Hetty leaned back with a chesty wheeze and patted the cushion next to her. ‘Can I get you a drink, Miss Alice?’ Ted asked as the almoner sat beside his wife. The stench of rotting skin no longer hung over Hetty, but there was a faint clinical smell in the air muffled with rose water.

‘Oh no, Ted, thank you. I have come with news, as a matter of fact,’ she added, in response to their curious glances.

‘Is it Tilda?’ Hetty asked, smiling. ‘We went to see her the other day. Beautiful that place is, absolutely beautiful. She’s doing ever so well. We don’t know how to thank you, duck.’
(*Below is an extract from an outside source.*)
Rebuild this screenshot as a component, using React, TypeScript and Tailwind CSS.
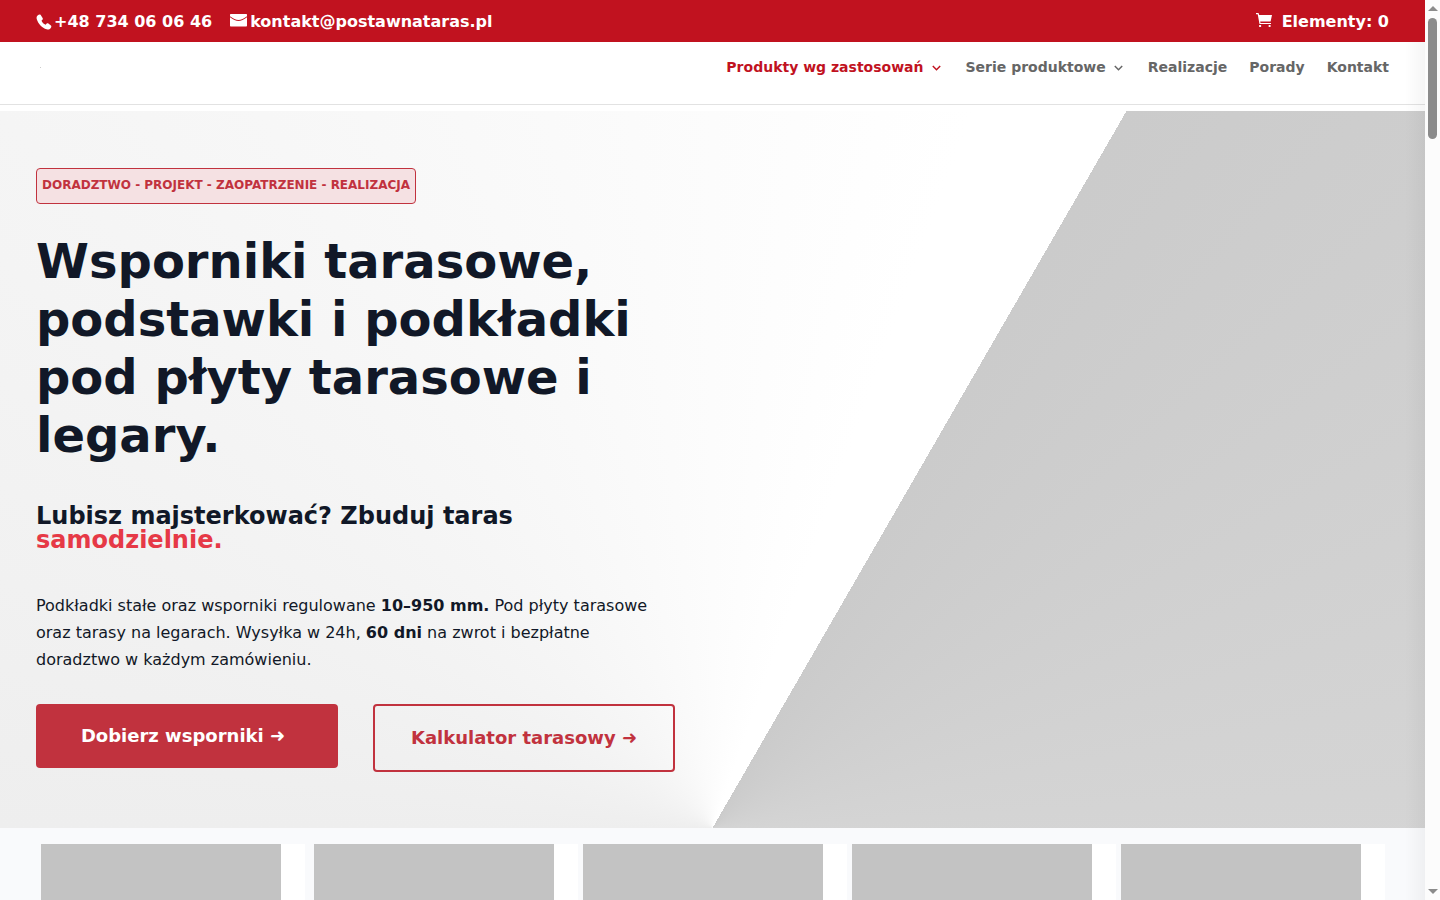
import React from "react";

const phonePath =
  "M4.700.900C3.900.200 2.600.600 1.600 1.400.500 2.300.400 3.700.800 5.200 2 9.400 6.200 14 10.600 15.300c1.600.500 3.100.200 4-1 .8-1 1-2 .3-2.700l-2.500-2c-.6-.5-1.400-.4-1.900.1l-.9 1C7.800 10 6.300 8.500 5.500 6.700l.9-.9c.5-.5.6-1.200.2-1.800z";

function PhoneIcon() {
  return (
    <svg viewBox="0 0 16 16" className="mt-1 size-4" fill="currentColor" aria-hidden="true">
      <path d={phonePath} />
    </svg>
  );
}

function MailIcon() {
  return (
    <svg viewBox="0 0 17 13" className="mt-1 h-[13px] w-[17px]" fill="currentColor" aria-hidden="true">
      <path d="M1 0h15c.6 0 1 .4 1 1v1.300C14 4.500 11 6 8.500 6S3 4.500 0 2.300V1c0-.6.4-1 1-1z" />
      <path d="M0 3.300C3 5.500 6 7 8.500 7S14 5.500 17 3.300V11.500c0 .6-.4 1-1 1H1c-.6 0-1-.4-1-1z" />
    </svg>
  );
}

function CartIcon() {
  return (
    <svg viewBox="0 0 16 14" className="mt-[3px] h-[14px] w-4" fill="currentColor" aria-hidden="true">
      <path d="M0 0h2.500l.7 2H16l-1.400 6.500H4.200l.3 1.500H15v1H3.500L1.700 1.200H0z" />
      <rect x="3" y="12" width="2.200" height="2" rx=".7" />
      <rect x="12.500" y="12" width="2.200" height="2" rx=".7" />
    </svg>
  );
}

function Chevron() {
  return (
    <svg viewBox="0 0 9 6" className="mt-0.5 mr-[3px] h-1.5 w-[9px]" fill="none" stroke="currentColor" strokeWidth="1.500" aria-hidden="true">
      <path d="M.8 1L4.500 4.700 8.200 1" />
    </svg>
  );
}

const links = [
  { label: "Produkty wg zastosowań", menu: true, active: true },
  { label: "Serie produktowe", menu: true, active: false },
  { label: "Realizacje", menu: false, active: false },
  { label: "Porady", menu: false, active: false },
  { label: "Kontakt", menu: false, active: false },
];

function TopBar() {
  return (
    <div className="flex h-[42px] items-start justify-between bg-[#c1121f] px-9 pt-2.5 font-bold text-white">
      <div className="flex items-start gap-[18px]">
        <a href="tel:+48734060646" className="flex items-start gap-0.5">
          <PhoneIcon />
          +48 734 06 06 46
        </a>
        <a href="mailto:kontakt@postawnataras.pl" className="flex items-start gap-[3px]">
          <MailIcon />
          kontakt@postawnataras.pl
        </a>
      </div>
      <a href="#koszyk" className="flex items-start gap-2.5">
        <CartIcon />
        Elementy: 0
      </a>
    </div>
  );
}

function Header() {
  return (
    <header className="flex h-[63px] items-start justify-between border-b border-[#e2e2e2] bg-white pr-9 pl-10">
      <a href="#start" aria-label="Strona główna" className="mt-[25px] size-px bg-[#cccccc]" />
      <nav className="flex gap-[22px] pt-[15px] text-sm font-bold">
        {links.map((link) => (
          <a
            key={link.label}
            href="#menu"
            className={
              link.active
                ? "flex items-center gap-2 text-[#c1121f]"
                : "flex items-center gap-2 text-[#666666]"
            }
          >
            {link.label}
            {link.menu && <Chevron />}
          </a>
        ))}
      </nav>
    </header>
  );
}

function Hero() {
  return (
    <section className="mt-1.5 bg-[conic-gradient(at_50%_100%,#fcfcfc_0deg,#ffffff_20deg,#ffffff_30deg,#cbcbcb_30deg,#d3d3d3_80deg,#eeeeee_270deg,#fcfcfc_360deg)] px-9 pt-[57px] pb-14 text-[#111827]">
      <div className="max-w-[639px]">
        <p className="flex h-9 w-fit items-start rounded border border-[#c1323e] bg-[#f5e1e3] px-[5px] pt-2 text-xs font-bold text-[#c1323e]">
          DORADZTWO - PROJEKT - ZAOPATRZENIE - REALIZACJA
        </p>
        <h1 className="mt-7 text-5xl leading-[58px] font-bold">
          Wsporniki tarasowe, podstawki i podkładki pod płyty tarasowe i legary.
        </h1>
        <h2 className="mt-10 text-2xl leading-6 font-bold">
          Lubisz majsterkować? Zbuduj taras <span className="block text-[#e63946]">samodzielnie.</span>
        </h2>
        <p className="mt-10 text-base leading-[27px]">
          Podkładki stałe oraz wsporniki regulowane <strong>10–950 mm.</strong> Pod płyty tarasowe oraz
          tarasy na legarach. Wysyłka w 24h, <strong>60 dni</strong> na zwrot i bezpłatne doradztwo w
          każdym zamówieniu.
        </p>
        <div className="mt-[31px] grid grid-cols-2 items-start gap-[35px] text-lg font-bold">
          <a href="#wsporniki" className="flex h-16 items-center justify-center rounded bg-[#c1323e] pr-9 pl-7 text-white">
            Dobierz wsporniki ➜
          </a>
          <a
            href="#kalkulator"
            className="flex h-[68px] items-center justify-center rounded border-2 border-[#c1323e] text-[#c1323e]"
          >
            Kalkulator tarasowy ➜
          </a>
        </div>
      </div>
    </section>
  );
}

function Cards() {
  return (
    <section className="flex-1 overflow-hidden bg-[#f9fafc] pt-4 pr-10 pl-[41px]">
      <div className="flex gap-[5px]">
        {[0, 1, 2, 3, 4].map((card) => (
          <article key={card} className="h-80 flex-1 bg-white pr-6 first:mr-1">
            <div className="h-60 bg-[#c3c3c3]" />
          </article>
        ))}
      </div>
    </section>
  );
}

function ScrollBar() {
  return (
    <aside className="flex w-[15px] flex-none flex-col items-center bg-[#fcfcfc] py-1.5" aria-hidden="true">
      <svg viewBox="0 0 10 5" className="h-[5px] w-2.5" fill="#8b8b8b">
        <path d="M5 0l5 5H0z" />
      </svg>
      <div className="mt-[7px] h-[121px] w-[9px] rounded-full bg-[#8b8b8b]" />
      <svg viewBox="0 0 10 5" className="mt-auto h-[5px] w-2.5" fill="#8b8b8b">
        <path d="M0 0h10L5 5z" />
      </svg>
    </aside>
  );
}

export default function App() {
  return (
    <div className="flex h-screen overflow-hidden bg-white font-['DejaVu_Sans',sans-serif] text-base">
      <div className="relative flex min-w-0 flex-1 flex-col">
        <TopBar />
        <Header />
        <Hero />
        <Cards />
        <div className="pointer-events-none absolute top-[42px] right-0 bottom-0 w-5 bg-linear-to-l from-black/4 to-transparent" />
      </div>
      <ScrollBar />
    </div>
  );
}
‘That’s wonderful to hear.’ Alice said warmly, then her gaze dropped to her lap. When she looked up again, she rolled her lips in on themselves and reached for Hetty’s hand. She glanced at Ted before she spoke, who seemed to have sensed the gravity of the impending conversation. Forehead crumpled, he shuffled forwards and sat silently on his wife’s other side. ‘I don’t have any further news about Tilda, Hetty,’ Alice said, ‘but I do have some news from your doctor.’

A shadow passed across Hetty’s face. She glanced briefly at her husband then took a deep breath and focussed her eyes back on Alice. ‘Bad then, is it, duck?’ she asked, though there remained a hopeful glint in her eyes.
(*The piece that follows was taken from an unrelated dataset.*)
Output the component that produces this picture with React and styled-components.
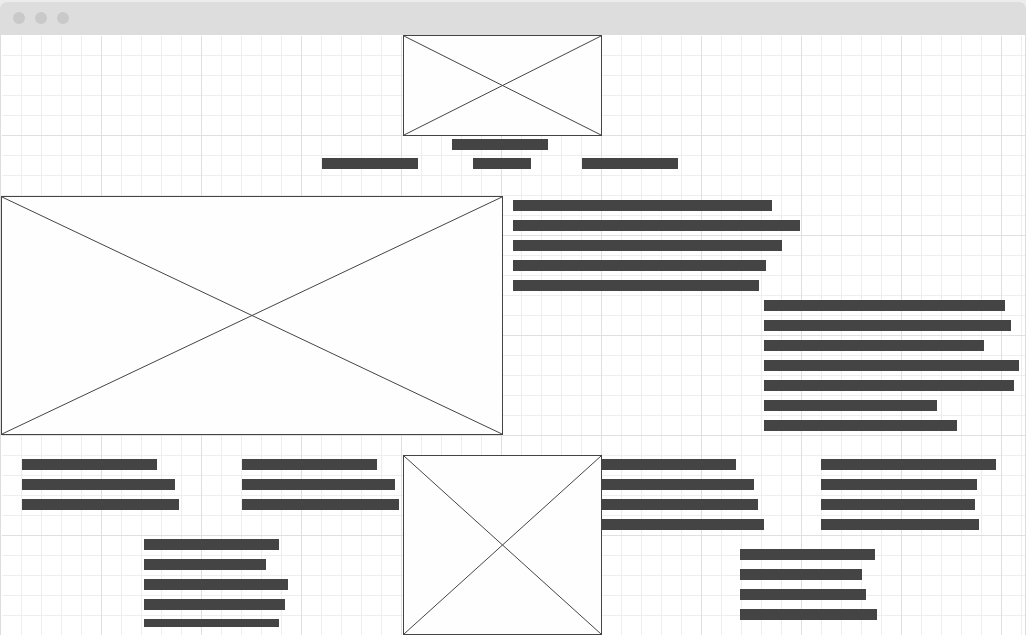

There was a short pause, and then Alice said softly: ‘Yes. I am afraid so, yes.’

‘But there’s still stuff they can do, I expect, Miss,’ Ted offered. ‘Those doctors work wonders these days, don’t they? Marvellous they were with Hetty when she was in for her operation. Absolutely marvellous, weren’t they, love?’

Hetty nodded, her lower lip beginning to tremble. ‘They were, duck, absolutely marvellous.’

Perhaps moved by the hope in their voices, Alice began to answer but then faltered. She cleared her throat, and then said: ‘We can manage your pain, Hetty, but nothing more can be done to treat the disease. I’m very sorry.’

The couple stared at her in silence. After a few seconds Hetty’s right hand found Ted’s left, and then she closed her eyes. Her husband reached around with his free hand and touched her cheek with the pad of an arthritic thumb. A moment later, they leaned into one another, foreheads touching. Alice stood up and crossed the room; a deliberate kindness. After a few minutes, when they’d pulled apart, she returned. ‘There is plenty we can do to make things a bit easier for you both,’ she said, adopting a business-like tone. She knelt on the rush matting in front of them and produced a notepad from her bag. ‘Firstly, I shall apply for a crisis loan on your behalf. That way we can improve things around here and make them a bit more comfortable for you.’